Po serii złych wiadomości dotyczących sytuacji ekonomicznej w różnych państwach świata, przyszła w końcu kolej na lekki powiew optymizmu. Właśnie ogłoszono, że ceny domów w Stanach Zjednoczonych wzrosły w stopniu najwyższym od 2006 roku. Według przytoczonych przez BBC badań, wskaźnik Standard & Poor’s/Case Shiller obliczany dla 20 amerykańskich metropolii podniósł się w kwietniu o 12,1% w stosunku do roku ubiegłego i wyniósł 152,37 pkt.
Wzrost cen jest powodowany przede wszystkim rosnącym popytem i niedoborami po stronie podażowej. Zapotrzebowanie na nieruchomości znacznie przekroczyło oczekiwania analityków. Porównując kwiecień do marca, indeks wyniósł 2,5%. Spośród 20 analizowanych miast, 19 odnotowało roczny wzrost cen. W 12 z nich wspomniany wzrost był dwucyfrowy – np. w San Francisco za mieszkanie czy dom trzeba teraz zapłacić ponad 20% więcej niż w roku ubiegłym. Pozytywnej – z punktu widzenia gospodarki – tendencji nie zaobserwowano tylko w Detroit.

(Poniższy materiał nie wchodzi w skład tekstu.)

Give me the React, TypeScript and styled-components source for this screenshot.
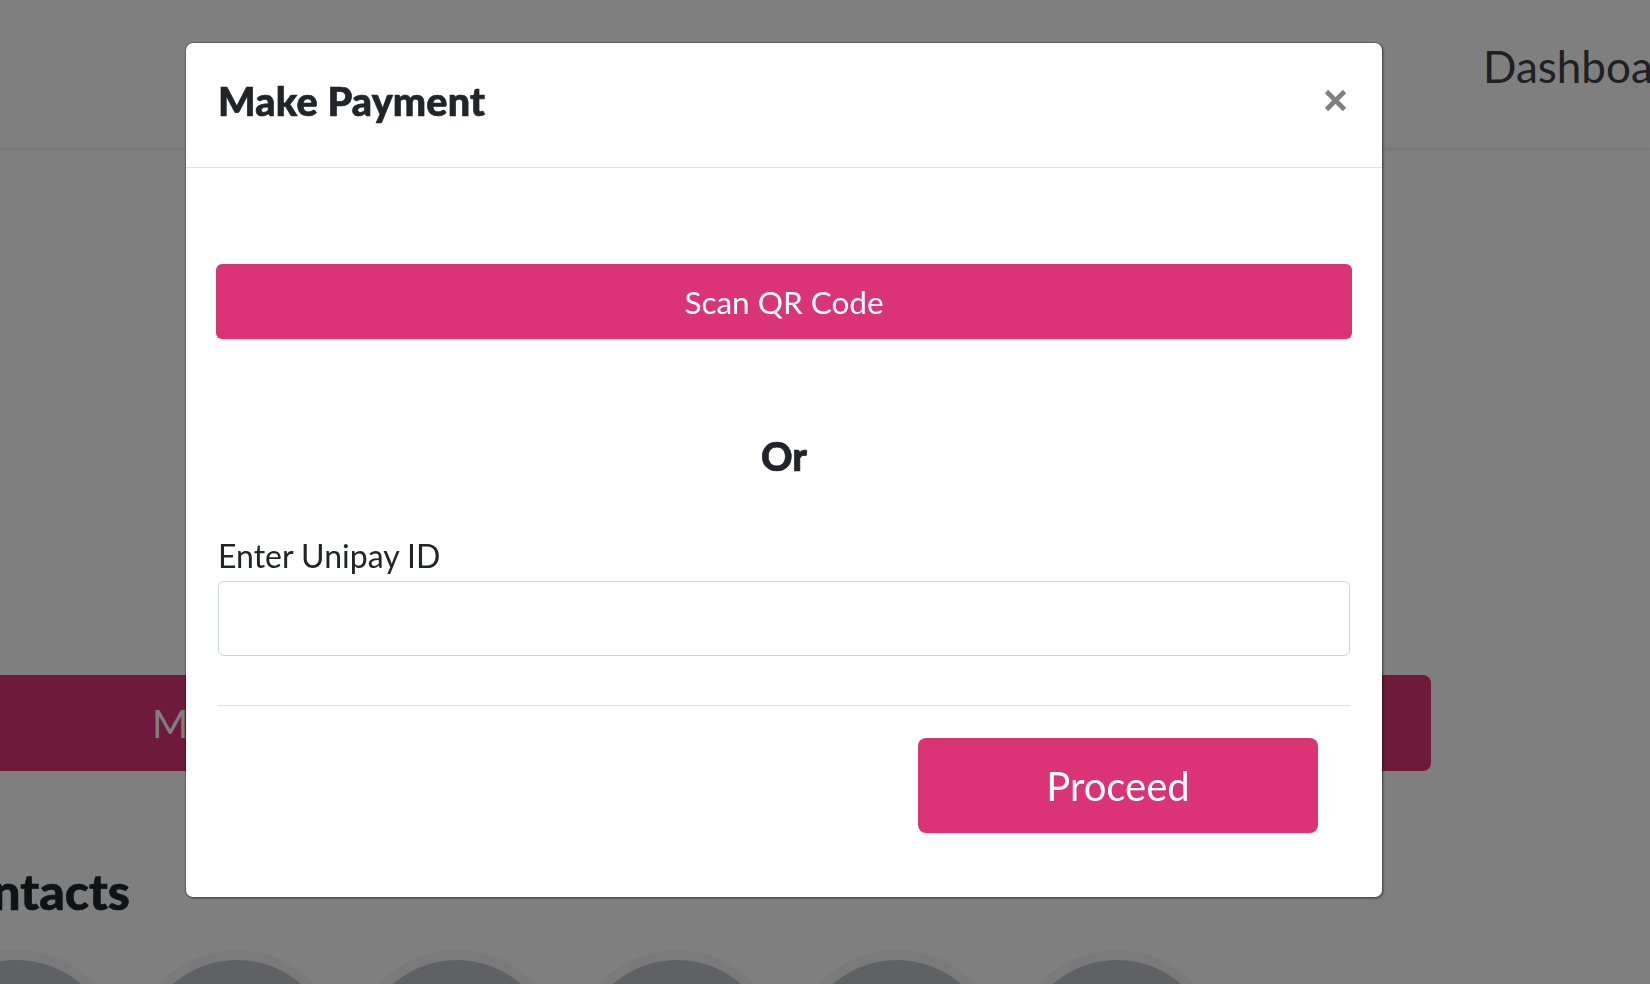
import React from 'react'
import styled, { createGlobalStyle } from 'styled-components'

const GlobalStyle = createGlobalStyle`
  html, body {
    margin: 0;
    padding: 0;
  }
  body {
    font-family: Lato, "Open Sans", "Liberation Sans", sans-serif;
    color: #212529;
    background: #ffffff;
    overflow: hidden;
  }
  * {
    box-sizing: border-box;
  }
`

const Page = styled.div`
  width: 1650px;
  height: 984px;
  overflow: hidden;
`

const NavBar = styled.header`
  height: 149px;
  padding: 40px 0 0 1483px;
  border-bottom: 1px solid #ececec;
  box-shadow: 0 2px 4px rgba(0, 0, 0, 0.04);
  display: flex;
  align-items: flex-start;
`

const NavLink = styled.a`
  font-size: 44px;
  line-height: 1.2;
  color: #3d4147;
  white-space: nowrap;
  text-decoration: none;
`

const Main = styled.main`
  margin-left: -90px;
  width: 1521px;
`

const WideButton = styled.button`
  display: block;
  width: 100%;
  height: 96px;
  margin-top: 526px;
  padding: 0 0 0 242px;
  border: none;
  border-radius: 8px;
  background: #da3476;
  color: #ffffff;
  font-family: inherit;
  font-size: 39px;
  text-align: left;
`

const SectionTitle = styled.h2`
  margin: 90px 0 0 21px;
  font-size: 50px;
  font-weight: 900;
  line-height: 1.2;
  color: #212529;
  -webkit-text-stroke: 0.6px #212529;
`

const ContactRow = styled.div`
  display: flex;
  gap: 6px;
  margin-top: 29px;
`

const Avatar = styled.div`
  flex: none;
  width: 214px;
  height: 214px;
  border-radius: 50%;
  border: 10px solid #f4f4f4;
  background: #bec2c9;
`

const Backdrop = styled.div`
  position: fixed;
  inset: 0;
  background: rgba(0, 0, 0, 0.5);
`

const ModalLayer = styled.div`
  position: fixed;
  inset: 0;
  padding: 42px 0 0 185px;
`

const ModalBox = styled.div`
  width: 1198px;
  background: #ffffff;
  background-clip: padding-box;
  border: 1px solid rgba(0, 0, 0, 0.2);
  border-radius: 8px;
  box-shadow: 1px 1px 2px rgba(0, 0, 0, 0.25);
`

const ModalHeader = styled.div`
  height: 125px;
  padding: 0 35px 9px 32px;
  border-bottom: 1px solid #dee2e6;
  display: flex;
  align-items: center;
  justify-content: space-between;
`

const ModalTitle = styled.h5`
  margin: 0;
  font-size: 39.5px;
  font-weight: 900;
  line-height: 1.2;
  color: #212529;
  -webkit-text-stroke: 0.7px #212529;
  letter-spacing: 0.2px;
`

const CloseButton = styled.button`
  width: 23px;
  height: 23px;
  padding: 0;
  border: none;
  background: none;
  display: flex;
  cursor: pointer;
`

const ModalBody = styled.div`
  padding: 96px 30px 64px;
`

const PinkButton = styled.button<{ $wide?: boolean }>`
  display: block;
  width: ${(p) => (p.$wide ? '100%' : '400px')};
  height: ${(p) => (p.$wide ? '75px' : '95px')};
  border: none;
  border-radius: ${(p) => (p.$wide ? '6px' : '8px')};
  background: #da3476;
  color: #ffffff;
  font-family: inherit;
  font-size: ${(p) => (p.$wide ? '31.5px' : '40px')};
  text-align: center;
  cursor: pointer;
`

const OrText = styled.h4`
  margin: 94px 0 0;
  font-size: 39px;
  font-weight: 900;
  line-height: 47px;
  text-align: center;
  color: #212529;
  -webkit-text-stroke: 0.7px #212529;
`

const FormGroup = styled.div`
  margin-top: 56px;
  padding: 0 2px;
`

const Label = styled.label`
  display: block;
  font-size: 32px;
  line-height: 40px;
  color: #212529;
`

const TextInput = styled.input`
  display: block;
  width: 100%;
  height: 75px;
  margin-top: 5px;
  padding: 0 20px;
  border: 1px solid #ced4da;
  border-radius: 6px;
  font-family: inherit;
  font-size: 32px;
  outline: none;
`

const Divider = styled.hr`
  margin: 49px 0 0;
  border: none;
  border-top: 1px solid #dee2e6;
`

const Footer = styled.div`
  display: flex;
  justify-content: flex-end;
  padding: 32px 32px 0 0;
`

const CloseIcon = () => (
  <svg width="23" height="23" viewBox="0 0 23 23">
    <path d="M2.5 2.5 L20.5 20.5 M20.5 2.5 L2.5 20.5" stroke="#808080" strokeWidth="4.6" fill="none" />
  </svg>
)

const App = () => {
  const contacts = [0, 1, 2, 3, 4, 5]
  return (
    <>
      <GlobalStyle />
      <Page>
        <NavBar>
          <NavLink href="#">Dashboard</NavLink>
        </NavBar>
        <Main>
          <WideButton>Make Payment</WideButton>
          <SectionTitle>Contacts</SectionTitle>
          <ContactRow>
            {contacts.map((c) => (
              <Avatar key={c} />
            ))}
          </ContactRow>
        </Main>
      </Page>
      <Backdrop />
      <ModalLayer>
        <ModalBox>
          <ModalHeader>
            <ModalTitle>Make Payment</ModalTitle>
            <CloseButton aria-label="Close">
              <CloseIcon />
            </CloseButton>
          </ModalHeader>
          <ModalBody>
            <PinkButton $wide>Scan QR Code</PinkButton>
            <OrText>Or</OrText>
            <FormGroup>
              <Label htmlFor="unipay">Enter Unipay ID</Label>
              <TextInput id="unipay" type="text" />
              <Divider />
              <Footer>
                <PinkButton>Proceed</PinkButton>
              </Footer>
            </FormGroup>
          </ModalBody>
        </ModalBox>
      </ModalLayer>
    </>
  )
}

export default App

Według specjalistów ożywienie na rynku nieruchomości powinno się utrzymać. W ubiegłym tygodniu prezes Rezerwy Federalnej Ben Bernanke zasugerował, że amerykański bank centralny może ograniczyć skup obligacji w tym roku oraz zakończyć skup w połowie 2014 r. Informacje wywołały obawy, że w konsekwencji wzrośnie oprocentowanie kredytów hipotecznych, a to pogorszy sytuację na rynku.

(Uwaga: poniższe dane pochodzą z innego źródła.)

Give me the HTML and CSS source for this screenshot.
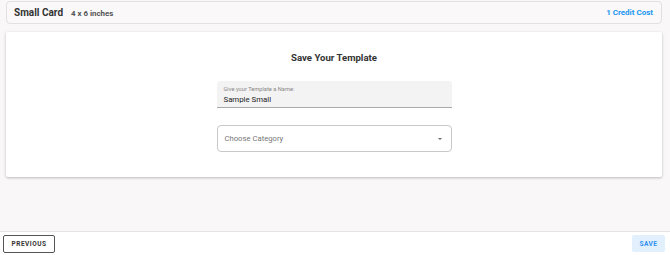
FILE: index.html
```html
<!DOCTYPE html>
<html lang="en">
<head>
  <meta charset="UTF-8" />
  <title>Save Template</title>
  <link rel="stylesheet" href="styles.css">
</head>
<body>

  <div class="page">
    <!-- CARD INFO -->
    <div class="info-bar">
      <div class="info-left">
        <span class="card-name">Small Card</span>
        <span class="card-size">4 x 6 inches</span>
      </div>
      <span class="credit">1 Credit Cost</span>
    </div>

    <!-- SAVE FORM -->
    <div class="panel">
      <h2 class="panel-title">Save Your Template</h2>
      <div class="field filled">
        <label>Give your Template a Name:</label>
        <div class="value">Sample Small</div>
      </div>
      <div class="field outlined">
        <span class="placeholder">Choose Category</span>
        <span class="caret"></span>
      </div>
    </div>
  </div>

  <!-- FOOTER -->
  <div class="footer">
    <button class="btn-prev">PREVIOUS</button>
    <button class="btn-save">SAVE</button>
  </div>

</body>
</html>
```

FILE: styles.css
```css
body {
  margin: 0;
  background: #f9f7f7;
  font-family: Roboto, "Liberation Sans", Arial, sans-serif;
  color: #333;
  height: 255px;
  display: flex;
  flex-direction: column;
}

.page {
  flex: 1;
  padding: 1px 8px 0 6px;
}

.info-bar {
  height: 21px;
  border: 1px solid #e2e0e0;
  border-radius: 4px;
  background: #faf8f8;
  display: flex;
  align-items: center;
  justify-content: space-between;
  padding: 0 8px 0 7px;
}

.info-left {
  display: flex;
  align-items: baseline;
  gap: 8px;
}

.card-name {
  font-size: 10px;
  font-weight: 700;
  color: #333;
}

.card-size {
  font-size: 7.9px;
  font-weight: 700;
  color: #555;
}

.credit {
  font-size: 8px;
  font-weight: 700;
  color: #2196f3;
}

.panel {
  margin-top: 8px;
  height: 145px;
  background: #fff;
  border-radius: 2px;
  box-shadow: 0 1px 3px rgba(0,0,0,0.25);
  display: flex;
  flex-direction: column;
  align-items: center;
  box-sizing: border-box;
  padding-top: 20px;
}

.panel-title {
  margin: 0 0 17px;
  font-size: 9.6px;
  line-height: 12px;
  font-weight: 700;
  color: #333;
}

.field {
  width: 235px;
  box-sizing: border-box;
}

.field.filled {
  height: 27px;
  background: #f4f3f3;
  border-bottom: 1px solid #aaa;
  border-radius: 3px 3px 0 0;
  padding: 5px 7px 0;
}

.field.filled label {
  display: block;
  font-size: 5.7px;
  color: #888;
  line-height: 7px;
}

.field.filled .value {
  font-size: 7.8px;
  color: #222;
  line-height: 10px;
  margin-top: 2px;
}

.field.outlined {
  margin-top: 17px;
  height: 27px;
  border: 1px solid #c8c8c8;
  border-radius: 4px;
  display: flex;
  align-items: center;
  justify-content: space-between;
  padding: 0 9px 0 7px;
}

.placeholder {
  font-size: 7.7px;
  color: #777;
}

.caret {
  width: 0;
  height: 0;
  border-left: 2.5px solid transparent;
  border-right: 2.5px solid transparent;
  border-top: 2.5px solid #666;
}

.footer {
  height: 23px;
  background: #fff;
  border-top: 1px solid #e6e4e4;
  display: flex;
  align-items: center;
  justify-content: space-between;
  padding: 0 5px 0 3px;
}

button {
  font-family: Roboto, "Liberation Sans", Arial, sans-serif;
  font-size: 6.5px;
  font-weight: 700;
  letter-spacing: 0.5px;
  cursor: pointer;
}

.btn-prev {
  width: 52px;
  height: 18px;
  background: #fff;
  border: 1px solid #555;
  border-radius: 2px;
  color: #333;
  padding: 0;
}

.btn-save {
  width: 33px;
  height: 17px;
  background: #e2effd;
  border: none;
  border-radius: 2px;
  color: #2e8ff0;
  padding: 0;
}
```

Niektórzy ekonomiści nie podzielają optymizmu analityków. Ich zdaniem ożywienie jest mylące, a wielu właścicieli nieruchomości nadal odczuwa skutki kryzysu. Głównym problemem jest wartość kredytów hipotecznych znacznie przewyższająca wartość domu, ziemi czy mieszkania oraz trudności ze spłatą zaciągniętych zobowiązań. Jak jest naprawdę? Czy amerykańska gospodarka staje na nogi? Czas pokaże.